The organization faced more threats of fines.

“Foreign agents are fined for everything,” Kireeva said. “Fines start with half a million rubles. The reasons for fines are enormous and endless.”

anna Anna Kireeva in front of hte decommissioned nuclear icebreaker Lenin. (Photo: For Bellona)

The Justice Ministry went after news articles written by Kireeva in her capacity as an accredited journalist, insisting they and others written by freelancers be labeled as the work of foreign agents.

Kireeva said the group realized this was just the beginning of endless fines that would eventually lead to the group’s closure.

“For most Russians, foreign agent is some who is damaging one country for the benefit of another,” said Kireeva. “Bellona Murmansk has never had intentions to damage Russia, we were trying to help to solve the numerous environmental problems of the region.”

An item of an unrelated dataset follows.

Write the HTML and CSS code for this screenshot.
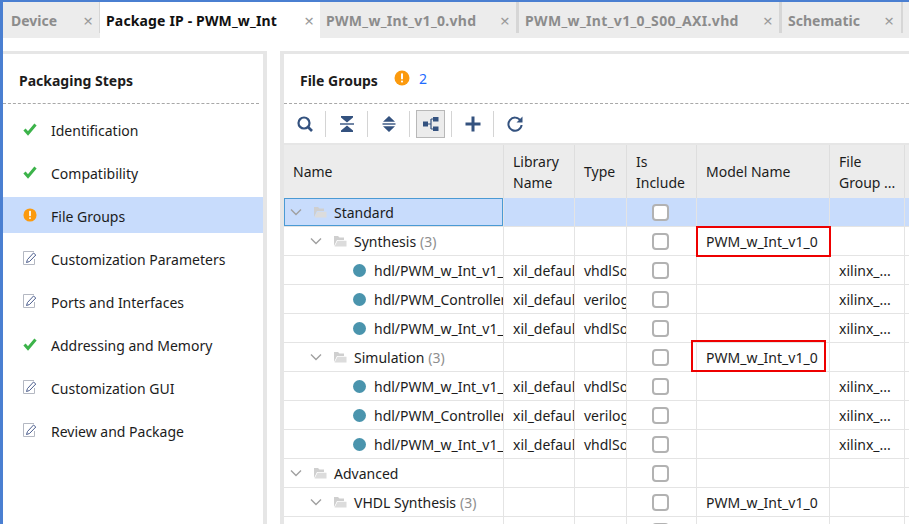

Her words echo those of Mikhail Fedotov, head of the Presidential Council on Human Rights and Civil Society, who battled hard against the newly adopted amendments to Russia’s NGO law.

Fedotov suggested in February that the amendments should define as political activity “organizations advocating the overthrow of the government.”

Alexander Nikitin, Chairman of the Environmental Rights Center Bellona in St. Petersburg conversely suggest the amendments would be clearer if they simply read: “If you receive any assistance from abroad, money, computer’s etc, you will be labeled a foreign agent.”

The foreign agent designation for Bellona Murmansk now means there are no local NGOs dealing with problems of industrial pollution on the Kola Peninsula Further, no one is professionally discussing radiation safety in an area that is a Cold War legacy site. Nor are there any NGOs working with promoting renewable energy use in Murmansk.

It took Bellona years of hard work to gain this experience, expertise and respect among the partners and opponents,” said Kireeva. “Bellona is keeping up its work in Murmansk. I hope it will continue because I believe it’s a crime to lose it just because of some stupid label.”